Le Printemps a les mains liées

  • Printemps Rebelle Bas Piaffer

Le Printemps a les mains liées

# 50  (18po/46cm)

Femme moitié cheval moitié désir. Qu’on le veuille ou non, nous sommes de la race animale. Lorsque le désir monte en nous inexorable, douloureux et franc, nous vivons parfois de grandes tensions. Dans les pays de froidure, le printemps se sent presque physiquement. IL est là, palpable jusque dans nos veines. Cette pièce a été faite au printemps.

Anecdote 

Souvent, je ne comprends pas tout de suite les sculptures sur lesquelles je travaille.

Lorsque je réalisais Le Printemps, j’ignorais ce que j’allais créer. J’avais déjà fait les deux jambes et le corps de cette sculpture et j’aimais leur dynamisme, mais j’ignorais complètement où j’allais. Alors, le soir, après la journée de travail, je me couchais avec l’idée que le lendemain je détruirais ma glaise.

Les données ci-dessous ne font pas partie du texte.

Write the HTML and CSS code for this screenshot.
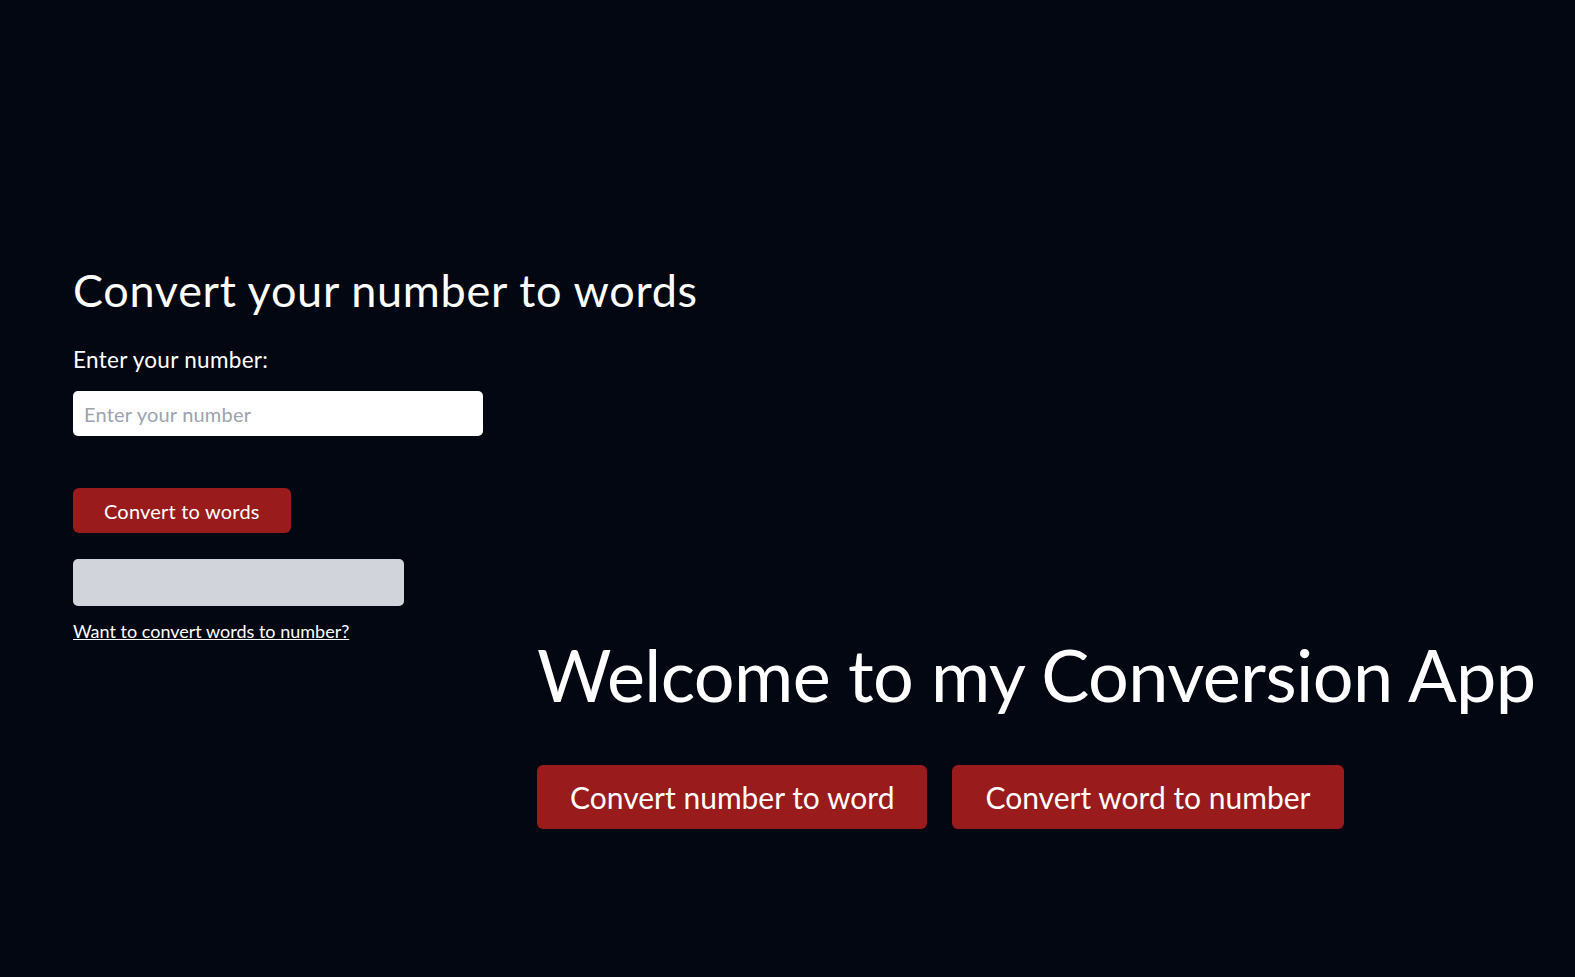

À cette époque, je demeurais à flanc de montagne, dans une maison de trois étages. Nous avions une chienne, moitié malamut moitié husky. Une nuit, elle se mit à aboyer fortement. Du troisième étage, où je dormais, je descendis voir ce qui la troublait. Derrière  la maison, un grand muret d’environ quatre-vingts pieds de long retenait la montagne. Au pied du mur, au centre, courait un porc-épic affolé. Sherpa, la chienne, que des expériences précédentes avait dompté, se contentait de japper. Terrifié, le porc-épic faisait trois pieds dans un sens et, ne voyant pas la fin du muret, tournait sur lui-même pour faire trois pieds dans la direction opposée – la grande panique!

Je fis entrer Sherpa afin d’être certaine que le petit animal ne soit pas tenté de rester. Je remontai me coucher. Après un moment de sommeil, je sentis une haleine chaude sur mon visage. Sherpa, qui était en fait, une grosse chienne paresseuse, était devant moi!  En dix ans, jamais elle n’était montée au troisième. Je redescendis avec la conviction que l’animal devait être parti et, par la même occasion, je voulais refaire sortir Sherpa, mais le porc-épic était toujours là, prisonnier du muret qu’il s’entêtait à longer de gauche à droite!

Je crois aux signes.

Pourquoi la vie me réveillait-elle deux fois pour me faire voir cet animal qui courait en tous sens? Qu’est-ce que je devais comprendre? Je me suis arrêtée, pensive. Peu importe la direction qu’aurait prise le porc-épic, s’il avait persévéré dans le même sens, il aurait trouvé son chemin.

Je compris : c’était ma sculpture. Il fallait que j’aille voir ce qu’il y avait au bout.

Le lendemain, à ce corps qui piaffait, je mis un cou et une tête dont la courbure rappelait la crinière d’un cheval exacerbé qui essaie de se dégager. Pour les bras, il me semblait évident que je devais les mettre derrière, croisés. L’énergie qui en découlait semblait si vive et irritante qu’elle ne pouvait qu’être contenue: j’attachai les poignets. Puis pour la jambe élevée, celle qui piaffe, il m’a paru naturel qu’elle porte un bas roulé.

Voilà. Après j’ai essayé de comprendre.